Given instruction: Locate the string "styles" throughout the material and copy every line in which it occurs.

Data:
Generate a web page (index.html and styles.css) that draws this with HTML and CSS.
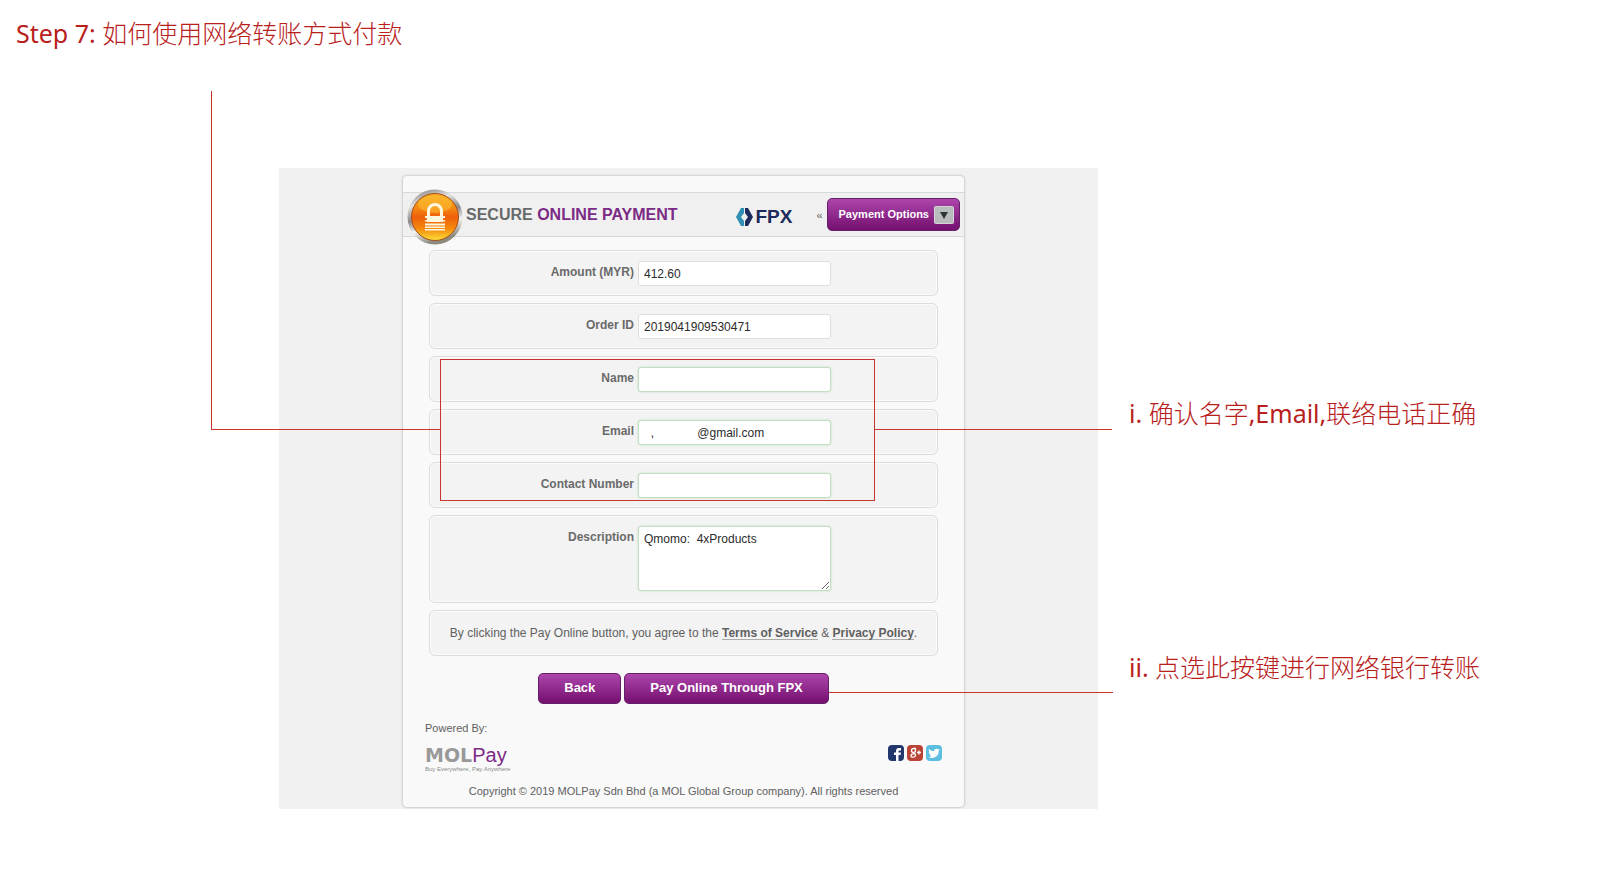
FILE: index.html
```html
<!DOCTYPE html>
<html lang="zh">
<head>
    <meta charset="UTF-8">
    <meta name="viewport" content="width=device-width, initial-scale=1.0">
    <title>Step 7: 如何使用网络转账方式付款</title>
    <link rel="stylesheet" href="styles.css">
</head>
<body>
    <h1 class="step-title"><span class="latin">Step 7:</span> 如何使用网络转账方式付款</h1>
    <main class="stage">
        <section class="panel">
            <form class="card" lang="en">
                <header class="card-header">
                    <svg class="lock" viewBox="0 0 56 56" aria-hidden="true">
                        <defs>
                            <linearGradient id="ring" x1="0" y1="0" x2="0.3" y2="1">
                                <stop offset="0" stop-color="#6f6a66"/>
                                <stop offset="0.3" stop-color="#e4e2e0"/>
                                <stop offset="0.55" stop-color="#8b8784"/>
                                <stop offset="0.75" stop-color="#f4f4f2"/>
                                <stop offset="1" stop-color="#8d8a80"/>
                            </linearGradient>
                            <linearGradient id="orb" x1="0" y1="0" x2="0" y2="1">
                                <stop offset="0" stop-color="#f7a81c"/>
                                <stop offset="0.3" stop-color="#f58a12"/>
                                <stop offset="0.5" stop-color="#ef5f0c"/>
                                <stop offset="0.75" stop-color="#f58a0c"/>
                                <stop offset="1" stop-color="#fbe13a"/>
                            </linearGradient>
                        </defs>
                        <circle cx="28" cy="28" r="27.5" fill="url(#ring)"/>
                        <circle cx="28" cy="28" r="23.5" fill="url(#orb)" stroke="#a4501c" stroke-width="1"/>
                        <ellipse cx="28" cy="15" rx="17" ry="9" fill="#ffc93c" opacity="0.45"/>
                        <path d="M21.500 27v-5a6.500 6.500 0 0 1 13 0v5" fill="none" stroke="#fff6e0" stroke-width="3"/>
                        <path d="M18 27h20v2H18zM20 29h16v4H20zM18 31h20v1.500H18zM18 34.500h20v2H18zM18 37.500h20v1.500H18zM18 40h20v1.500H18z" fill="#fff6e0"/>
                    </svg>
                    <h2 class="card-title">SECURE <span>ONLINE PAYMENT</span></h2>
                    <div class="fpx">
                        <svg viewBox="0 0 17 20" aria-hidden="true">
                            <path d="M8 1v5l-3 4 3 4v5H5L0 10l5-9z" fill="#2f8fb4"/>
                            <path d="M9 1v5l3 4-3 4v5h3l5-9-5-9z" fill="#1d2b5c"/>
                        </svg>
                        <span>FPX</span>
                    </div>
                    <span class="chevrons">«</span>
                    <button type="button" class="btn options"><span>Payment Options</span>
                        <svg viewBox="0 0 20 18" aria-hidden="true">
                            <rect x="0.5" y="0.5" width="19" height="17" rx="1" fill="#b9bcbc" stroke="#d6d3d8"/>
                            <path d="M6 6h8l-4 7z" fill="#2c3531"/>
                        </svg>
                    </button>
                </header>

                <div class="rows">
                    <div class="row">
                        <label for="amount">Amount (MYR)</label>
                        <input id="amount" type="text" value="412.60">
                    </div>
                    <div class="row">
                        <label for="order">Order ID</label>
                        <input id="order" type="text" value="2019041909530471">
                    </div>
                    <div class="rows marked">
                        <div class="row">
                            <label for="name">Name</label>
                            <input id="name" class="valid" type="text">
                        </div>
                        <div class="row">
                            <label for="email">Email</label>
                            <input id="email" class="valid" type="text" value="  ,             @gmail.com">
                        </div>
                        <div class="row">
                            <label for="contact">Contact Number</label>
                            <input id="contact" class="valid" type="text">
                        </div>
                        <div class="mark"></div>
                    </div>
                    <div class="row tall">
                        <label for="description">Description</label>
                        <textarea id="description" class="valid">Qmomo:  4xProducts</textarea>
                    </div>
                    <p class="row terms">By clicking the Pay Online button, you agree to the&nbsp;<a href="#">Terms of Service</a>&nbsp;&amp;&nbsp;<a href="#">Privacy Policy</a>.</p>
                </div>

                <div class="actions">
                    <button type="button" class="btn">Back</button>
                    <div class="pay">
                        <button type="submit" class="btn">Pay Online Through FPX</button>
                    </div>
                </div>

                <footer class="card-footer">
                    <p>Powered By:</p>
                    <div class="brands">
                        <div class="molpay">
                            <div class="molpay-name"><b>MOL</b>Pay</div>
                            <div class="molpay-tag">Buy Everywhere, Pay Anywhere</div>
                        </div>
                        <div class="social">
                            <a href="#" aria-label="Facebook">
                                <svg viewBox="0 0 16 16"><rect width="16" height="16" rx="4" fill="#22376b"/><path d="M8 16v-6H6V7.500h2V6q0-3 3-3h2v2.500h-1.500q-1 0-1 1v1H13L12.500 10h-2v6z" fill="#fff"/></svg>
                            </a>
                            <a href="#" aria-label="Google Plus">
                                <svg viewBox="0 0 16 16"><rect width="16" height="16" rx="4" fill="#bb4335"/><path d="M9 3.500H6.500a2 2 0 1 0 0 4 2 2 0 0 0 1-3.800M6.500 7.500q2.500 1.500 2 3.200c-.5 2-4.500 2-4.500 0 0-1.500 1.800-2 3.500-1.800M10 7.500h4M12 5.500v4" fill="none" stroke="#fff" stroke-width="1.300"/></svg>
                            </a>
                            <a href="#" aria-label="Twitter">
                                <svg viewBox="0 0 16 16"><rect width="16" height="16" rx="4" fill="#5cbfe0"/><path d="M3 4q2 2.200 5 2.300C8 3.500 11 3 12 4.500l2-.5-1.300 1.800C13 10 9.500 13 6 13c-1.500 0-2.500-.4-3.300-1 1.300 0 2.300-.3 3-.9-1.200-.2-2-.9-2.200-1.700h1C3.300 8.800 2.800 8 2.800 7l1 .3C2.800 6.500 2.500 5.200 3 4z" fill="#fff"/></svg>
                            </a>
                        </div>
                    </div>
                    <p class="copyright">Copyright © 2019 MOLPay Sdn Bhd (a MOL Global Group company). All rights reserved</p>
                </footer>
            </form>
        </section>
        <aside class="notes">
            <p><span class="latin">i.</span> 确认名字<span class="latin">,Email,</span>联络电话正确</p>
            <p><span class="latin">ii.</span> 点选此按键进行网络银行转账</p>
        </aside>
    </main>
</body>
</html>
```

FILE: styles.css
```css
* {
    box-sizing: border-box;
}
body {
    margin: 0;
    background-color: #fff;
    color: #606060;
    font-family: "Liberation Sans", Arial, sans-serif;
    font-size: 11px;
}
h1, h2, p {
    margin: 0;
}
.step-title, .notes {
    color: #b8201c;
    font-family: "Noto Sans", "Noto Sans CJK SC", sans-serif;
    font-size: 25px;
    font-weight: 300;
    line-height: 36px;
}
.latin {
    font-weight: 400;
}
.step-title {
    padding: 15px 16px 0;
}
.stage {
    display: flex;
    margin-top: 117px;
    padding-left: 279px;
}
.panel {
    flex: 0 1 819px;
    padding: 7px 0 1px 123px;
    background-color: #f1f1f1;
}
.card {
    max-width: 563px;
    padding: 16px 0 9px;
    border: 1px solid #d6d6d6;
    border-radius: 5px;
    background-color: #f9f9f9;
    box-shadow: 0 0 2px #d0d0d0;
}
.card-header {
    display: flex;
    align-items: center;
    height: 45px;
    padding: 0 4px;
    border-top: 1px solid #d5dadb;
    border-bottom: 1px solid #d5dadb;
    background-color: #f0f0f0;
}
.lock {
    width: 56px;
    height: 56px;
    margin-top: 4px;
    flex: none;
}
.card-title {
    flex: 1;
    padding-left: 3px;
    font-size: 16px;
    color: #676a6b;
}
.card-title span {
    color: #7b2b85;
}
.fpx {
    display: flex;
    align-items: center;
    gap: 2px;
    padding-top: 4px;
    color: #1d2b5c;
    font-size: 19px;
    font-weight: bold;
    line-height: 20px;
}
.fpx svg {
    width: 17px;
    height: 20px;
}
.chevrons {
    padding: 0 4px 0 24px;
}
.btn {
    height: 31px;
    padding: 0 25px 2px;
    border: 1px solid #64206a;
    border-radius: 5px;
    background: linear-gradient(#ad45ab, #74106f);
    color: #fff;
    font-family: inherit;
    font-size: 13px;
    font-weight: bold;
    cursor: pointer;
}
.options {
    display: flex;
    align-items: center;
    gap: 5px;
    height: 33px;
    padding: 0 5px 0 11px;
    font-size: 11px;
}
.options span {
    padding-bottom: 2px;
}
.options svg {
    width: 20px;
    height: 18px;
}
.rows {
    display: flex;
    flex-direction: column;
    gap: 7px;
}
.card-header + .rows {
    padding: 13px 26px 0;
}
.row {
    display: flex;
    gap: 4px;
    height: 46px;
    padding-top: 10px;
    border: 1px solid #dcdcdc;
    border-radius: 6px;
    background-color: #f3f3f3;
    box-shadow: inset 0 0 0 1px #fbfbfb;
    font-size: 12px;
}
.row label {
    width: 204px;
    font-weight: bold;
    line-height: 22px;
    text-align: right;
    color: #6a6a6a;
}
.row input, .row textarea {
    width: 193px;
    height: 25px;
    padding: 0 5px;
    border: 1px solid #dedede;
    border-radius: 3px;
    background-color: #fff;
    color: #2b2b2b;
    font-family: inherit;
    font-size: 12px;
}
.row .valid {
    border-color: #c3dfc3;
    box-shadow: 0 0 2px #b3dab3;
}
.row textarea {
    height: 65px;
    padding-top: 5px;
    resize: both;
}
.tall {
    height: 88px;
}
.terms {
    justify-content: center;
    gap: 0;
    padding: 0;
    line-height: 44px;
}
.terms a {
    height: 14px;
    margin-top: 15px;
    border-bottom: 1px solid #aaa;
    color: inherit;
    font-weight: bold;
    line-height: 14px;
    text-decoration: none;
}
/* red frame and its leader lines */
.marked {
    position: relative;
}
.mark {
    position: absolute;
    inset: 3px 63px 7px 11px;
    border: 1px solid #c8352f;
    pointer-events: none;
}
.mark::before, .mark::after, .pay::after {
    content: "";
    position: absolute;
    pointer-events: none;
}
.mark::before {
    right: 100%;
    bottom: 50%;
    width: 229px;
    height: 338px;
    border: solid #c8352f;
    border-width: 0 0 1px 1px;
}
.mark::after {
    left: 100%;
    bottom: 50%;
    width: 238px;
    border-top: 1px solid #c8352f;
}
.pay {
    position: relative;
}
.pay::after {
    top: 19px;
    left: 100%;
    width: 284px;
    border-top: 1px solid #c8352f;
}
.actions {
    display: flex;
    justify-content: center;
    gap: 3px;
    padding: 17px 0;
}
.card-footer {
    padding: 0 22px;
    line-height: 14px;
}
.brands {
    display: flex;
    justify-content: space-between;
    padding-top: 10px;
}
.molpay-name {
    color: #7b2b85;
    font-size: 20px;
    line-height: 20px;
}
.molpay-name b {
    color: #999;
    font-family: "DejaVu Sans", sans-serif;
    font-size: 19px;
}
.molpay-tag {
    color: #8a8a8a;
    font-size: 6px;
    line-height: 8px;
}
.social {
    display: flex;
    gap: 3px;
}
.social svg {
    display: block;
    width: 16px;
    height: 16px;
}
.copyright {
    padding-top: 11px;
    text-align: center;
}
.notes {
    flex: 1;
    padding: 227px 0 0 31px;
    white-space: nowrap;
}
.notes p + p {
    margin-top: 218px;
}
```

Solution for this exercise:
Generate a web page (index.html and styles.css) that draws this with HTML and CSS.
    <link rel="stylesheet" href="styles.css">
FILE: styles.css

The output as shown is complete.